The appeals court concluded, “Longer term, intensive, modern internships that are required to obtain academic degrees and professional certification and licensure in a field are just too different from the type at issue” in the Supreme Court case which dealt with weeklong voluntary employer training, in which the court handed down a 5-point “primary beneficiary” test. Here the court sided with the recent Second Circuit 7-part test handed down in Glatt v. Fox Searchlight Picture (791 F3rd 376, 2nd Cir, 2015).
The court ruled that the old “primary beneficiary” test is outdated in this more modern context and that the former nursing students should be given a chance to prove their case under the more modern Glatt standards. The court of appeals revived the case and remanded it back to the trial court to decide whether under the Glatt standards the nursing students should be allowed to move forward with their claims.
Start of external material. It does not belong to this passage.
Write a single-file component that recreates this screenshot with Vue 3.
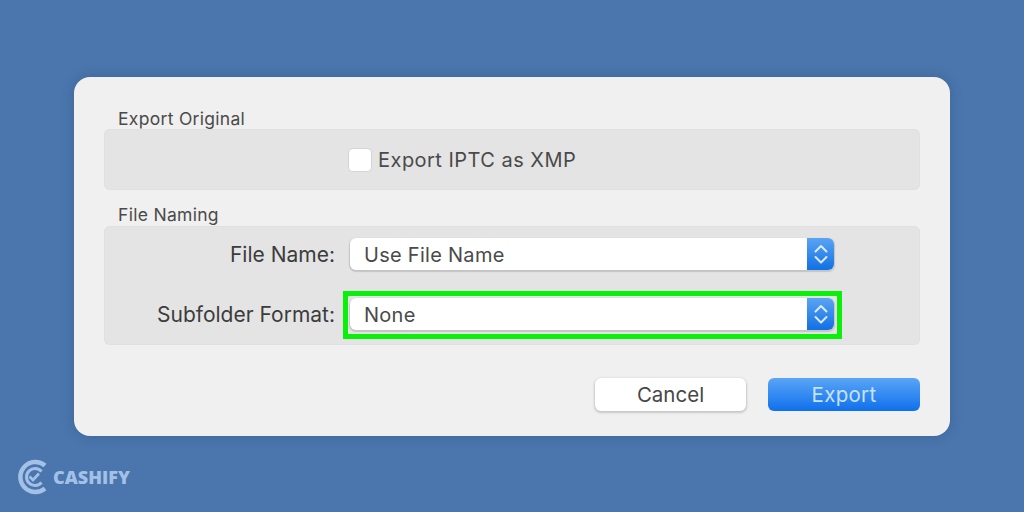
<script setup>
const rows = [
  { label: 'File Name:', value: 'Use File Name', marked: false },
  { label: 'Subfolder Format:', value: 'None', marked: true }
];
</script>

<template>
  <div class="page">
    <div class="dialog">
      <div class="group-title first">Export Original</div>
      <div class="group group-original">
        <span class="checkbox"></span>
        <span class="check-label">Export IPTC as XMP</span>
      </div>

      <div class="group-title second">File Naming</div>
      <div class="group group-naming">
        <div v-for="row in rows" :key="row.label" class="row">
          <span class="row-label">{{ row.label }}</span>
          <div class="select" :class="{ marked: row.marked }">
            <span class="select-value">{{ row.value }}</span>
            <span class="stepper">
              <svg width="14" height="22" viewBox="0 0 14 22" fill="none" stroke="#dcebfb" stroke-width="2" stroke-linecap="round" stroke-linejoin="round">
                <path d="M1.5 8.5 7 3 12.5 8.5" />
                <path d="M1.5 14 7 19.5 12.5 14" />
              </svg>
            </span>
          </div>
        </div>
      </div>

      <div class="actions">
        <button class="btn btn-cancel">Cancel</button>
        <button class="btn btn-export">Export</button>
      </div>
    </div>

    <div class="brand">
      <svg width="34" height="36" viewBox="0 0 34 36" fill="none" stroke="#a3c1e6">
        <path d="M29 6.5A15 15 0 1 0 29 29.5" stroke-width="4.5" />
        <path d="M25.5 12.5A8.5 8.5 0 1 0 25.5 23.5" stroke-width="3" />
        <path d="M13.5 17.5 17 21 23 14.5" stroke-width="2.6" />
      </svg>
      <span class="brand-name">CASHIFY</span>
    </div>
  </div>
</template>

<style scoped>
.page {
  width: 1024px;
  height: 512px;
  box-sizing: border-box;
  padding: 77px 74px 0;
  background: #4a76ad;
  overflow: hidden;
  font-family: Inter, "Liberation Sans", sans-serif;
  color: #4a4a4a;
}
.dialog {
  width: 876px;
  height: 359px;
  box-sizing: border-box;
  padding: 0 30px;
  background: #f0f0f0;
  border-radius: 16px;
  box-shadow: 0 0 12px rgba(40, 70, 110, 0.35);
}
.group-title {
  margin-left: 14px;
  font-size: 17.5px;
  line-height: 20px;
  letter-spacing: 0.3px;
}
.group-title.first {
  padding-top: 32px;
}
.group-title.second {
  margin-top: 15px;
  margin-bottom: 1px;
}
.group {
  background: #e4e4e4;
  border-radius: 6px;
  box-shadow: inset 0 0 0 1px #e0e0e0;
}
.group-original {
  height: 61px;
  display: flex;
  align-items: center;
  padding-left: 245px;
  box-sizing: border-box;
}
.checkbox {
  width: 22px;
  height: 22px;
  background: #fff;
  border-radius: 4px;
  box-shadow: 0 0 0 1px #d4d4d4;
}
.check-label {
  margin-left: 7px;
  font-size: 20px;
  letter-spacing: 0.47px;
}
.group-naming {
  height: 119px;
  box-sizing: border-box;
  padding-top: 12px;
  display: flex;
  flex-direction: column;
  gap: 28px;
}
.row {
  display: flex;
  align-items: center;
  height: 32px;
}
.row-label {
  width: 231px;
  text-align: right;
  font-size: 21px;
  color: #3c3c3c;
}
.select {
  position: relative;
  margin-left: 15px;
  width: 484px;
  height: 32px;
  display: flex;
  justify-content: space-between;
  background: #fff;
  border-radius: 6px;
  box-shadow: 0 1px 1px 1px #c4c4c4;
}
.select.marked::after {
  content: "";
  position: absolute;
  inset: -7px -8px -9px -7px;
  border: 5px solid #0bf00b;
  pointer-events: none;
}
.select-value {
  margin-left: 14px;
  font-size: 20px;
  line-height: 34px;
  letter-spacing: 0.28px;
}
.stepper {
  width: 27px;
  display: flex;
  align-items: center;
  justify-content: center;
  border-radius: 0 6px 6px 0;
  background: linear-gradient(#5ba4f3, #1170e4);
}
.actions {
  display: flex;
  justify-content: flex-end;
  gap: 22px;
  margin-top: 33px;
}
.btn {
  width: 152px;
  height: 33px;
  padding: 0;
  border: 0;
  border-radius: 6px;
  font-family: inherit;
  font-size: 20.5px;
}
.btn-cancel {
  background: #fff;
  color: #474747;
  box-shadow: 0 1px 2px 1px #c8c8c8;
  width: 151px;
}
.btn-export {
  background: linear-gradient(#5aa5f6, #0f70ec);
  color: #c6e2fd;
  letter-spacing: 0.3px;
}
.brand {
  display: flex;
  align-items: center;
  margin: 23px 0 0 -58px;
}
.brand-name {
  margin-left: 3px;
  font-family: "Open Sans", "Liberation Sans", sans-serif;
  font-size: 18px;
  font-weight: 800;
  color: #a3c1e6;
}
</style>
A special education teacher in Pennsylvania is entitled to move forward to a jury trial over her Americans with Disabilities Act (ADA) claim that she was discriminated against in a proposed firing allegedly because of her depressed and anxious condition which is covered as a disability under the ADA and the school’s refusal to consider her proposed accommodation of a temporary transfer to a substitute teaching position (Aptaker v. Bucks County Intermediate (2015 BL 287856, ED.Pa. No. 2:14-cv-02255, 9/3/15)).
The federal district court judge denied summary judgment to the school, holding that a jury could infer, from the facts presented that the short time between the plaintiff disclosing her illness and her superiors more closely scrutinizing her performance leading to a recommendation of discharge, a pretext for unlawful discrimination under the ADA. The court also held that the school refused to participate in the interactive process to identify a reasonable accommodation once it became clear that the plaintiff had requested an accommodation as a temporary assignment to a substitute position.
The court recognized that the plaintiff had worked for the school for seven years and had never received a negative evaluation until shortly after she disclosed her illness and requested an accommodation. A month after the plaintiff disclosed her illness, her supervisors proposed a classroom evaluation in which she received a negative evaluation. Her request for a temporary transfer to a substitute position was denied and she was told there were no substitute positions available. The court pointed out that the plaintiff submitted evidence of substitute job openings and postings for that school year.
Finally, the court rejected the school’s argument that when the plaintiff requested the temporary substitute assignment she did not characterize the request as a request for a “reasonable accommodation.” The court ruled that the ADA does not require the use of “magic words” when requesting an accommodation. The court concluded that the school was on notice of the plaintiff’s disability and her request was sufficient to trigger its obligation to participate in the interactive reasonable accommodation process.